DATA BLOCK>
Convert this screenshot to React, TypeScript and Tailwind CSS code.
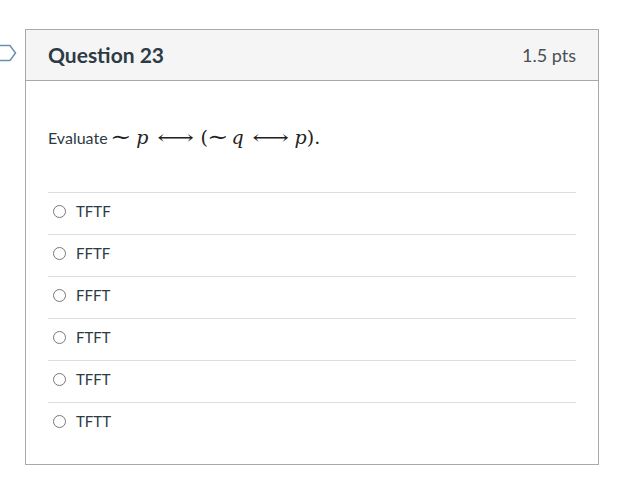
const options = ["TFTF", "FFTF", "FFFT", "FTFT", "TFFT", "TFTT"];

function Bookmark() {
  return (
    <svg className="absolute left-0 top-[44px]" width="18" height="18" viewBox="0 0 18 18">
      <path d="M-2 1.5 H10 L15.5 9 L10 16.5 H-2" fill="none" stroke="#6a8fb0" strokeWidth="1.5" />
    </svg>
  );
}

function Radio() {
  return <span className="block h-[13px] w-[13px] rounded-full border border-[#777] bg-white" />;
}

/* KaTeX-ish inline math */
function Arrow() {
  return (
    <span className="inline-block w-[30px] text-center">
      <span className="inline-block scale-x-[1.35]">⟷</span>
    </span>
  );
}

function Tilde() {
  return <span className="inline-block scale-x-[1.2] text-[21px] leading-none">∼</span>;
}

function MathExpr() {
  const serif = { fontFamily: '"DejaVu Serif", "Liberation Serif", serif' };
  return (
    <span className="inline-flex items-baseline text-[19px] leading-[24px] text-[#222]" style={serif}>
      <span className="ml-[4px]"><Tilde /></span>
      <span className="ml-[7px] italic">p</span>
      <span className="ml-[12px]"><Arrow /></span>
      <span className="ml-[10px]">(</span>
      <span className="ml-[1px]"><Tilde /></span>
      <span className="ml-[5px] italic">q</span>
      <span className="ml-[12px]"><Arrow /></span>
      <span className="ml-[9px] italic">p</span>
      <span>).</span>
    </span>
  );
}

export default function App() {
  return (
    <div className="relative h-[481px] w-[632px] bg-white font-['Lato','Liberation_Sans',sans-serif] text-[#2d3b45]">
      <Bookmark />
      <div className="ml-[25px] w-[574px] translate-y-[29px] border border-[#aaaaaa] bg-white">
        <div className="flex h-[51px] items-center justify-between border-b border-[#aaaaaa] bg-[#f5f5f5] px-[22px]">
          <span className="text-[21px] font-bold">Question 23</span>
          <span className="text-[18px] text-[#4a4f55]">1.5 pts</span>
        </div>
        <div className="px-[22px] pb-[20px] pt-[44px]">
          <div className="flex h-[24px] items-baseline text-[16px] leading-[24px]">
            Evaluate
            <MathExpr />
          </div>
          <div className="mt-[43px]">
            {options.map((o) => (
              <div key={o} className="flex h-[42px] items-center gap-[10px] border-t border-[#dddddd] pb-[5px] pl-[5px]">
                <Radio />
                <span className="text-[15px]">{o}</span>
              </div>
            ))}
          </div>
        </div>
      </div>
    </div>
  );
}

TASK REQUIREMENTS> Copy out all the data without changing anything, and drop the pictures.

THE SOLUTION>
Convert this screenshot to React, TypeScript and Tailwind CSS code.
const options = ["TFTF", "FFTF", "FFFT", "FTFT", "TFFT", "TFTT"];

function Bookmark() {
  return (
    <svg className="absolute left-0 top-[44px]" width="18" height="18" viewBox="0 0 18 18">
      <path d="M-2 1.5 H10 L15.5 9 L10 16.5 H-2" fill="none" stroke="#6a8fb0" strokeWidth="1.5" />
    </svg>
  );
}

function Radio() {
  return <span className="block h-[13px] w-[13px] rounded-full border border-[#777] bg-white" />;
}

/* KaTeX-ish inline math */
function Arrow() {
  return (
    <span className="inline-block w-[30px] text-center">
      <span className="inline-block scale-x-[1.35]">⟷</span>
    </span>
  );
}

function Tilde() {
  return <span className="inline-block scale-x-[1.2] text-[21px] leading-none">∼</span>;
}

function MathExpr() {
  const serif = { fontFamily: '"DejaVu Serif", "Liberation Serif", serif' };
  return (
    <span className="inline-flex items-baseline text-[19px] leading-[24px] text-[#222]" style={serif}>
      <span className="ml-[4px]"><Tilde /></span>
      <span className="ml-[7px] italic">p</span>
      <span className="ml-[12px]"><Arrow /></span>
      <span className="ml-[10px]">(</span>
      <span className="ml-[1px]"><Tilde /></span>
      <span className="ml-[5px] italic">q</span>
      <span className="ml-[12px]"><Arrow /></span>
      <span className="ml-[9px] italic">p</span>
      <span>).</span>
    </span>
  );
}

export default function App() {
  return (
    <div className="relative h-[481px] w-[632px] bg-white font-['Lato','Liberation_Sans',sans-serif] text-[#2d3b45]">
      <Bookmark />
      <div className="ml-[25px] w-[574px] translate-y-[29px] border border-[#aaaaaa] bg-white">
        <div className="flex h-[51px] items-center justify-between border-b border-[#aaaaaa] bg-[#f5f5f5] px-[22px]">
          <span className="text-[21px] font-bold">Question 23</span>
          <span className="text-[18px] text-[#4a4f55]">1.5 pts</span>
        </div>
        <div className="px-[22px] pb-[20px] pt-[44px]">
          <div className="flex h-[24px] items-baseline text-[16px] leading-[24px]">
            Evaluate
            <MathExpr />
          </div>
          <div className="mt-[43px]">
            {options.map((o) => (
              <div key={o} className="flex h-[42px] items-center gap-[10px] border-t border-[#dddddd] pb-[5px] pl-[5px]">
                <Radio />
                <span className="text-[15px]">{o}</span>
              </div>
            ))}
          </div>
        </div>
      </div>
    </div>
  );
}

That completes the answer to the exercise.